Given request:
Output every line of the material exactly, omitting images.

• • • •

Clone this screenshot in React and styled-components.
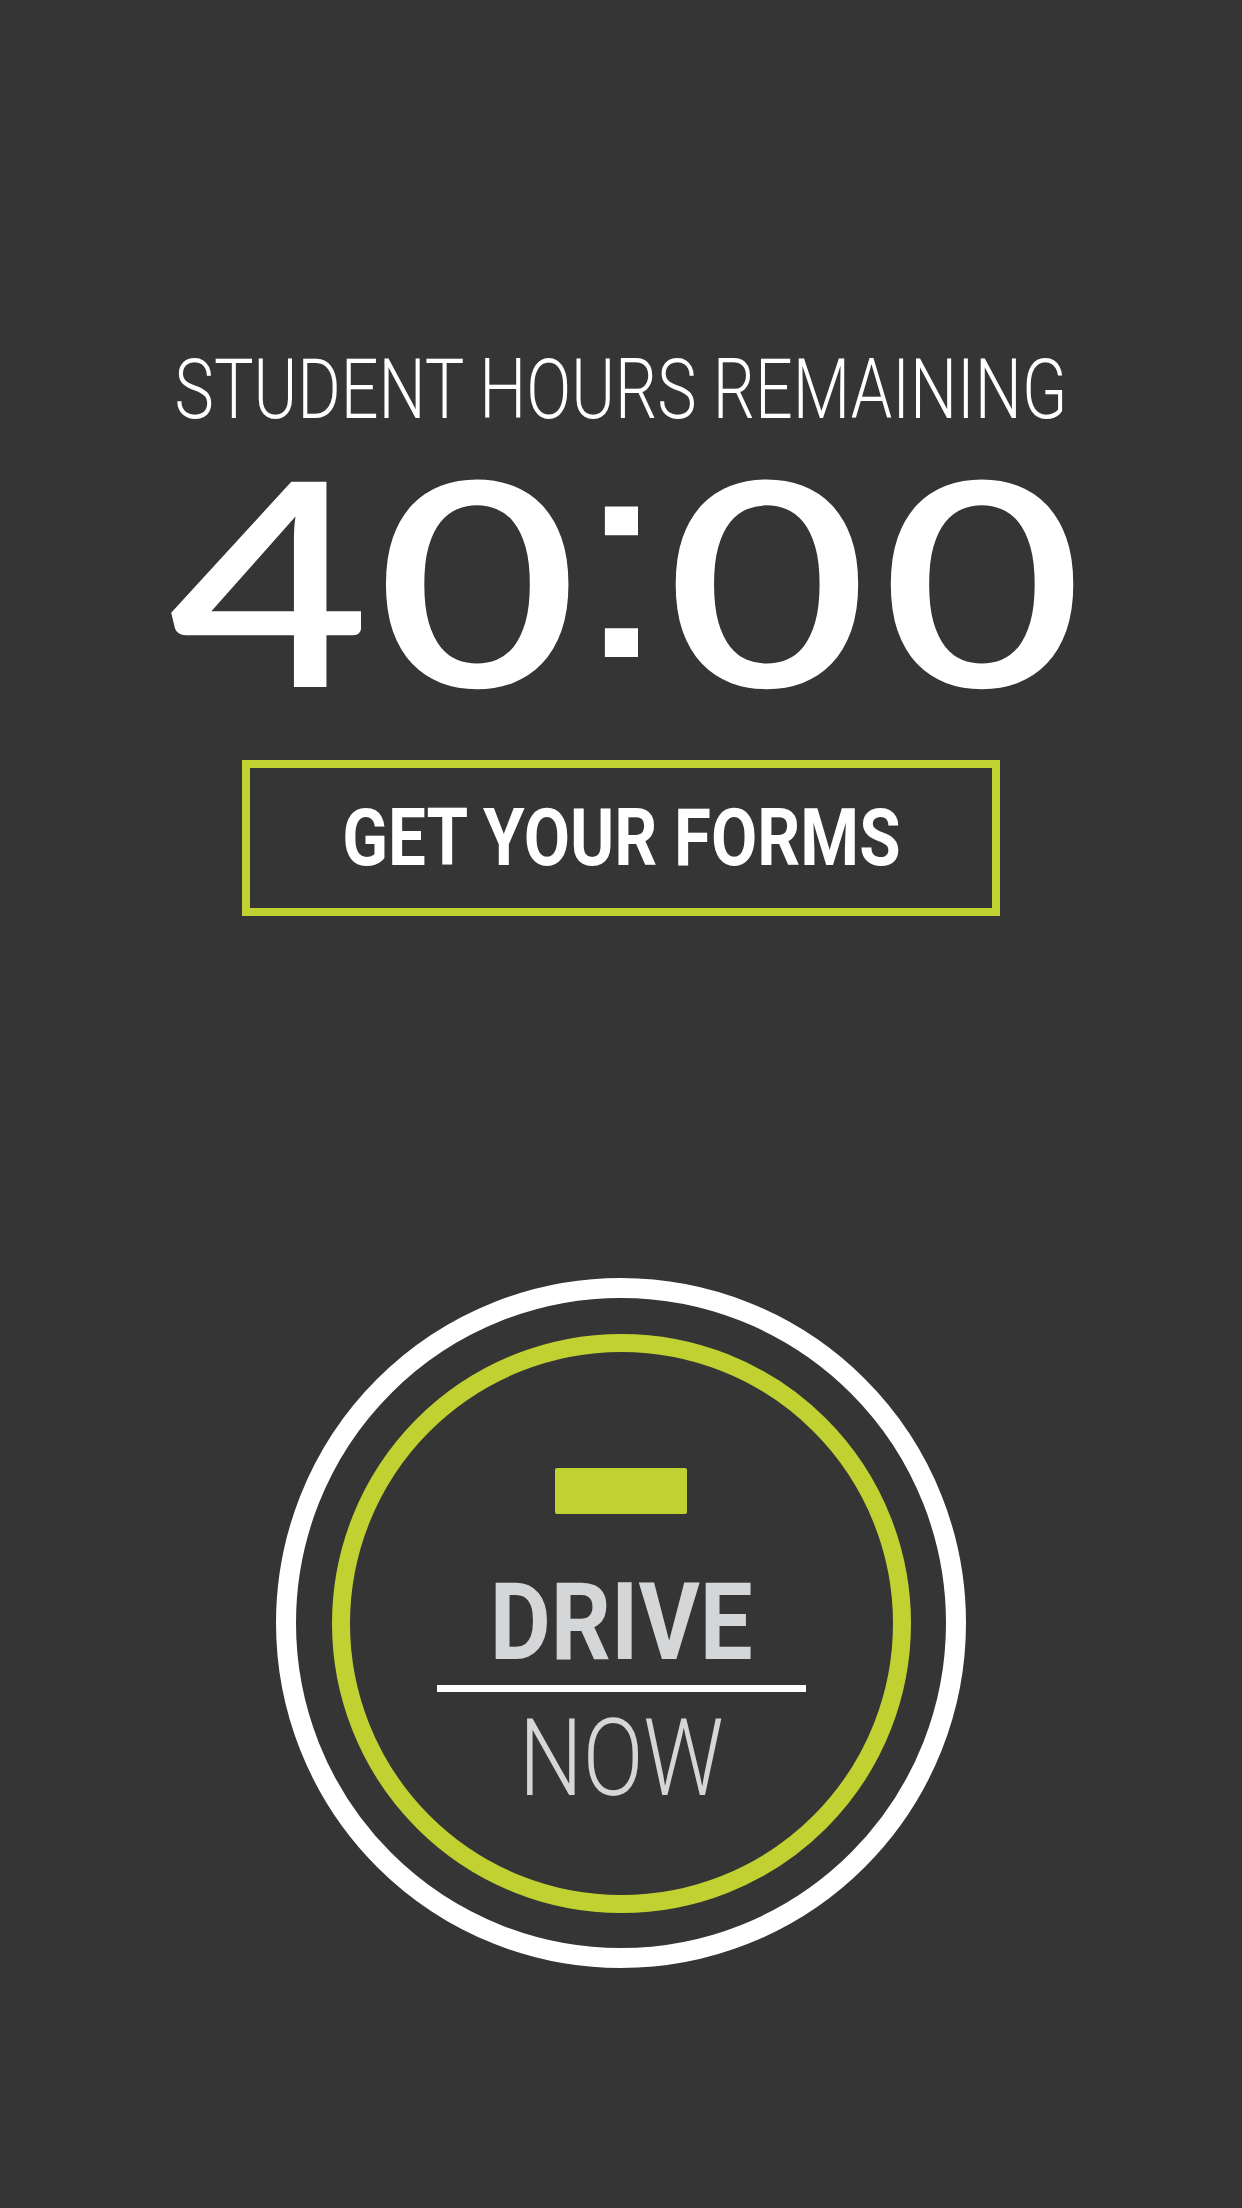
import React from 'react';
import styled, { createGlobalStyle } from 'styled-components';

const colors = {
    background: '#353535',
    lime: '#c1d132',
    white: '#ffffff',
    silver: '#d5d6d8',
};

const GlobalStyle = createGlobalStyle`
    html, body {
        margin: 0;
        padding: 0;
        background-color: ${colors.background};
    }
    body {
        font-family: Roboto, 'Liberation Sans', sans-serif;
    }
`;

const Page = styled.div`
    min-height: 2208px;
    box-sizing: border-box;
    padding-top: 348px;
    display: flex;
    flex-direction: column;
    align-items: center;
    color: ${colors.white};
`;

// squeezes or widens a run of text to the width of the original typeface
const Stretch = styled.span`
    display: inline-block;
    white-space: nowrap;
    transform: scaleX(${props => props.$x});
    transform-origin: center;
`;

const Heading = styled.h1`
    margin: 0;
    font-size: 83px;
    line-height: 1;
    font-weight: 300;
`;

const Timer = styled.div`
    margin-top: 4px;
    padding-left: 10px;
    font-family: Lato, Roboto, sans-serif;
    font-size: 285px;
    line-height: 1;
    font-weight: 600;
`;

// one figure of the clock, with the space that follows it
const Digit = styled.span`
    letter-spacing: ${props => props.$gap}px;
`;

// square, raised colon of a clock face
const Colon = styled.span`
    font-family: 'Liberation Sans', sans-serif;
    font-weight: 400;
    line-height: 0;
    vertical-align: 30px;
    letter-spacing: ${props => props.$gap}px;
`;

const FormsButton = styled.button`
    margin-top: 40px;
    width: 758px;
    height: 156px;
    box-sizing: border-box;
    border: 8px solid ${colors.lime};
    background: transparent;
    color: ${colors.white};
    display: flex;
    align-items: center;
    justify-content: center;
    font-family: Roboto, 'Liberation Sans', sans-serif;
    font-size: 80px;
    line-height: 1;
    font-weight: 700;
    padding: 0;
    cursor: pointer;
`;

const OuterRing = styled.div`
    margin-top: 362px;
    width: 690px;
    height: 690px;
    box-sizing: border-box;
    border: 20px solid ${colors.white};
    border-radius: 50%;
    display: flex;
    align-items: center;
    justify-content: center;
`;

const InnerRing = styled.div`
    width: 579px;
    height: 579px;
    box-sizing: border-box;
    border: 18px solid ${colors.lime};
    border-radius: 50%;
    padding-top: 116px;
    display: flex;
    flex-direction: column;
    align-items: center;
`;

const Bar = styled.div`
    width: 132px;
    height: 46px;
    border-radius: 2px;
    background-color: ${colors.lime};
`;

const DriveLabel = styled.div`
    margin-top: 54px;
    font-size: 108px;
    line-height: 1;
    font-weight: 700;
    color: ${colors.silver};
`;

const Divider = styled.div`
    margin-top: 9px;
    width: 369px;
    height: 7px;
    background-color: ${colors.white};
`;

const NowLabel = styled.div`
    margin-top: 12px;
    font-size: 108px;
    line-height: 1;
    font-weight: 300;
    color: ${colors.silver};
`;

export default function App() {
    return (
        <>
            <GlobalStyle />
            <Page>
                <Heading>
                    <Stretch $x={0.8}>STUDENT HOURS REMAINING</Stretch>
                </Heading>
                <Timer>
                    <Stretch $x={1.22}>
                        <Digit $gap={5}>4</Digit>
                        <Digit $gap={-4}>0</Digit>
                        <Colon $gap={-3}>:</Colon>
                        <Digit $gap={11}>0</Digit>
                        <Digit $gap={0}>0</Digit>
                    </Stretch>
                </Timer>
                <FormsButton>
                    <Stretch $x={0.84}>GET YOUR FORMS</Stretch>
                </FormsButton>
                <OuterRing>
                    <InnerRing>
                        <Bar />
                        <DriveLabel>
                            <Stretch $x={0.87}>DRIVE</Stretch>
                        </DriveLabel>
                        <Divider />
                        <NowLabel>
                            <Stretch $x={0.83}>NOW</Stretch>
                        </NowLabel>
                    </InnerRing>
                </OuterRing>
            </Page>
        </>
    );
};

• • • •

Solution for this task:
Clone this screenshot in React and styled-components.
import React from 'react';
import styled, { createGlobalStyle } from 'styled-components';

const colors = {
    background: '#353535',
    lime: '#c1d132',
    white: '#ffffff',
    silver: '#d5d6d8',
};

const GlobalStyle = createGlobalStyle`
    html, body {
        margin: 0;
        padding: 0;
        background-color: ${colors.background};
    }
    body {
        font-family: Roboto, 'Liberation Sans', sans-serif;
    }
`;

const Page = styled.div`
    min-height: 2208px;
    box-sizing: border-box;
    padding-top: 348px;
    display: flex;
    flex-direction: column;
    align-items: center;
    color: ${colors.white};
`;

// squeezes or widens a run of text to the width of the original typeface
const Stretch = styled.span`
    display: inline-block;
    white-space: nowrap;
    transform: scaleX(${props => props.$x});
    transform-origin: center;
`;

const Heading = styled.h1`
    margin: 0;
    font-size: 83px;
    line-height: 1;
    font-weight: 300;
`;

const Timer = styled.div`
    margin-top: 4px;
    padding-left: 10px;
    font-family: Lato, Roboto, sans-serif;
    font-size: 285px;
    line-height: 1;
    font-weight: 600;
`;

// one figure of the clock, with the space that follows it
const Digit = styled.span`
    letter-spacing: ${props => props.$gap}px;
`;

// square, raised colon of a clock face
const Colon = styled.span`
    font-family: 'Liberation Sans', sans-serif;
    font-weight: 400;
    line-height: 0;
    vertical-align: 30px;
    letter-spacing: ${props => props.$gap}px;
`;

const FormsButton = styled.button`
    margin-top: 40px;
    width: 758px;
    height: 156px;
    box-sizing: border-box;
    border: 8px solid ${colors.lime};
    background: transparent;
    color: ${colors.white};
    display: flex;
    align-items: center;
    justify-content: center;
    font-family: Roboto, 'Liberation Sans', sans-serif;
    font-size: 80px;
    line-height: 1;
    font-weight: 700;
    padding: 0;
    cursor: pointer;
`;

const OuterRing = styled.div`
    margin-top: 362px;
    width: 690px;
    height: 690px;
    box-sizing: border-box;
    border: 20px solid ${colors.white};
    border-radius: 50%;
    display: flex;
    align-items: center;
    justify-content: center;
`;

const InnerRing = styled.div`
    width: 579px;
    height: 579px;
    box-sizing: border-box;
    border: 18px solid ${colors.lime};
    border-radius: 50%;
    padding-top: 116px;
    display: flex;
    flex-direction: column;
    align-items: center;
`;

const Bar = styled.div`
    width: 132px;
    height: 46px;
    border-radius: 2px;
    background-color: ${colors.lime};
`;

const DriveLabel = styled.div`
    margin-top: 54px;
    font-size: 108px;
    line-height: 1;
    font-weight: 700;
    color: ${colors.silver};
`;

const Divider = styled.div`
    margin-top: 9px;
    width: 369px;
    height: 7px;
    background-color: ${colors.white};
`;

const NowLabel = styled.div`
    margin-top: 12px;
    font-size: 108px;
    line-height: 1;
    font-weight: 300;
    color: ${colors.silver};
`;

export default function App() {
    return (
        <>
            <GlobalStyle />
            <Page>
                <Heading>
                    <Stretch $x={0.8}>STUDENT HOURS REMAINING</Stretch>
                </Heading>
                <Timer>
                    <Stretch $x={1.22}>
                        <Digit $gap={5}>4</Digit>
                        <Digit $gap={-4}>0</Digit>
                        <Colon $gap={-3}>:</Colon>
                        <Digit $gap={11}>0</Digit>
                        <Digit $gap={0}>0</Digit>
                    </Stretch>
                </Timer>
                <FormsButton>
                    <Stretch $x={0.84}>GET YOUR FORMS</Stretch>
                </FormsButton>
                <OuterRing>
                    <InnerRing>
                        <Bar />
                        <DriveLabel>
                            <Stretch $x={0.87}>DRIVE</Stretch>
                        </DriveLabel>
                        <Divider />
                        <NowLabel>
                            <Stretch $x={0.83}>NOW</Stretch>
                        </NowLabel>
                    </InnerRing>
                </OuterRing>
            </Page>
        </>
    );
};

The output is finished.